For a city of Rochester's population size and general distance from the Great White Way, there's an impressive amount of talent and options for theatre lovers. But while the bigger houses like Geva, Rochester Broadway Theatre League, and Blackfriars get plenty of love for their season-long programming, there's something to be said for the scrappier upstart houses that host roving companies and pop-up shows throughout the year. Here's a comprehensive look at the go-to spots for live performances, from theatre to comedy.
It's still worth mentioning Rochester Broadway Theatre League (RBTL), which is as close to Broadway as local folks can get without booking a trip downstate. RBTL is housed in the Auditorium Theatre (885 East Main Street, rbtl.org) and hosts a full season of touring Broadway productions from larger markets as well as one-off events such as Blue Man Group and Jerry Seinfeld live. Geva Theatre Center (75 Woodbury Boulevard, gevatheatre.org) is the city's sole regional professional theater, and does equity casting in New York City, with the occasional need for local actors. However, all of Geva's shows are designed, built, and teched by its own (local) staff. And while Blackfriars Theatre (795 East Main Street, blackfriars.org) doesn't use equity actors, it does cast all of their productions from the massive talent pool in town, and everyone involved in a show is paid.
- PHOTO BY ROY HEERKENS JR.
- A scene from Blackfriars Theatre's 2019 production of "Detroit '67."
The Multi-use Community Cultural Center (MuCCC), which was opened in 2009 by arts entrepreneur and local theatre enthusiast Doug Rice, is a home for new companies or companies that don't have a permanent space. Housed in an old church (142 Atlantic Avenue, muccc.org) MuCCC can be rented for a weekend (or more) of performances. The center also produces a few events of its own: MuCCC Fest, a celebration of local performers; New Plays, New Voices, a playwriting reading series; Dances at MuCCC; and This is Our Youth, which showcases city students.
Deep inside the Village Gate complex, on the second floor of the main building, is The Avaryium (274 North Goodman Street, avyarium.com), a blackbox theater that's home to WallByrd Theatre Company and rents space to other small troupes around town, such as Grey Noise Theatre Co. The Avyarium is located within walking distance from the Village Gate's many restaurants, which makes dinner and a show especially convenient. During September, it also functions as a Keybank Rochester Fringe Festival venue.

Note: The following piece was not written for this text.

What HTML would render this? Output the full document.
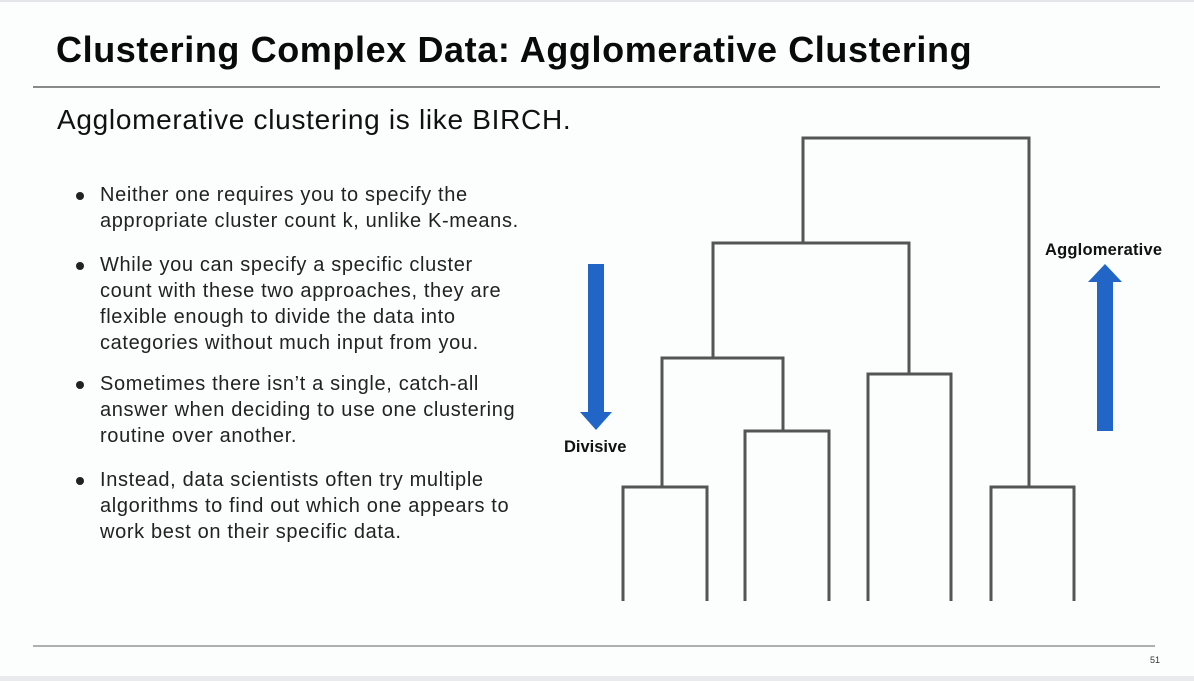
<!DOCTYPE html>
<html><head><meta charset="utf-8"><style>
html,body{margin:0;padding:0;}
body{width:1194px;height:681px;background:#fcfdfd;position:relative;overflow:hidden;font-family:"Liberation Sans",Arial,sans-serif;color:#111;}
.t{position:absolute;white-space:nowrap;}
.b{position:absolute;left:100px;font-size:20px;letter-spacing:0.65px;line-height:26px;color:#222;white-space:nowrap;}
.dot{position:absolute;left:76px;width:8px;height:8px;border-radius:50%;background:#222;}
</style></head><body>
<div style="position:absolute;left:0;top:0;width:1194px;height:2px;background:#e3e5e8"></div>
<div style="position:absolute;left:0;top:676px;width:1194px;height:5px;background:#e8eaec"></div>
<div class="t" style="left:56px;top:29px;font-size:36px;font-weight:bold;letter-spacing:0.6px;color:#0a0a0a">Clustering Complex Data: Agglomerative Clustering</div>
<div style="position:absolute;left:33px;top:86px;width:1127px;height:2px;background:#8a8a8a"></div>
<div class="t" style="left:57px;top:104px;font-size:28px;letter-spacing:0.7px;color:#111">Agglomerative clustering is like BIRCH.</div>
<div class="dot" style="top:192px"></div>
<div class="b" style="top:182px">Neither one requires you to specify the<br>appropriate cluster count k, unlike K-means.</div>
<div class="dot" style="top:262px"></div>
<div class="b" style="top:252px">While you can specify a specific cluster<br>count with these two approaches, they are<br>flexible enough to divide the data into<br>categories without much input from you.</div>
<div class="dot" style="top:381px"></div>
<div class="b" style="top:371px">Sometimes there isn’t a single, catch-all<br>answer when deciding to use one clustering<br>routine over another.</div>
<div class="dot" style="top:477px"></div>
<div class="b" style="top:467px">Instead, data scientists often try multiple<br>algorithms to find out which one appears to<br>work best on their specific data.</div>
<svg style="position:absolute;left:0;top:0" width="1194" height="681">
<g fill="none" stroke="#555" stroke-width="3">
<path d="M803 243V138H1029V487"/>
<path d="M713 358V243H909V374"/>
<path d="M662 487V358H783V431"/>
<path d="M745 601V431H829V601"/>
<path d="M868 601V374H951V601"/>
<path d="M623 601V487H707V601"/>
<path d="M991 601V487H1074V601"/>
</g>
<path d="M588 264H604V412H612L596 430L580 412H588Z" fill="#2166c6"/>
<path d="M1097 431H1113V282H1122L1105 264L1088 282H1097Z" fill="#2166c6"/>
<text x="564" y="452" font-size="16.5" font-weight="bold" font-family="Liberation Sans,sans-serif" fill="#111">Divisive</text>
<text x="1045" y="255" font-size="16.5" letter-spacing="0.2" font-weight="bold" font-family="Liberation Sans,sans-serif" fill="#111">Agglomerative</text>
<text x="1150" y="663" font-size="9" font-family="Liberation Sans,sans-serif" fill="#333">51</text>
</svg>
<div style="position:absolute;left:33px;top:645px;width:1122px;height:2px;background:#b0b0b0"></div>
</body></html>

Bread & Water Theatre (172 West Main Street, breadandwatertheatre.org) has been around for 20 years, but beats a quiet drum. The company's space is on the outskirts of downtown, and founder J.R. Teeter keeps a strong commitment to theatre works that reflect the cultural pulse. This year, Bread & Water is hosting "The First and Final Word Playwriting Contest" in September. Entrants are encouraged to submit original plays of any length for consideration by May 1.
- PHOTO BY ANNETTE DRAGON
- Hummingbird Theater Co. presented "The Amish Project" at The MuCCC in the fall of 2019.
One of the newer venues in town is The Avenue Blackbox Theatre (780 Joseph Avenue, avenuetheatre.org). Founded by artist and arts advocate Reenah Golden in 2018, The Avenue brands itself as "an inclusive, fully accessible, queer space where social justice and art disciplines converge to create dynamic stage productions, installations and live art-making events." In the almost two years it's been open, The Avenue has instituted youth programming, merchandise, and regular exhibits in addition to performances.
Housed in a former Christian Science church building, Lyric Theatre (440 East Avenue, lyrictheatrerochester.org) boasts an ornate 700-seat auditorium as well as a smaller cabaret theater. Right now, it's the primary residence of OFC Creations, a youth theatre ensemble that focuses on K-12 day camps and performances. The Lyric also has its own educational initiatives — some focused on opera — and produces solo music performances and shows by Hands In Entertainment, a troupe that performs in American Sign Language (ASL).
Another venue worth mentioning — though a little further from downtown — is the newly renovated Kodak Center (200 West Ridge Road, kodakcenter.com), where patrons can see everything from touring children's theater and comedy acts to locally-produced musicals. Performances by big stars (such as Fran Drescher's one-woman memoir show this season) also grace the stage from time to time. OFC Creations also holds a theater summer camp at Kodak Center for ages 4-18. In addition to the auditorium, the Kodak Center Visitor Center has rotating photo exhibits, a gift shop, and cafe.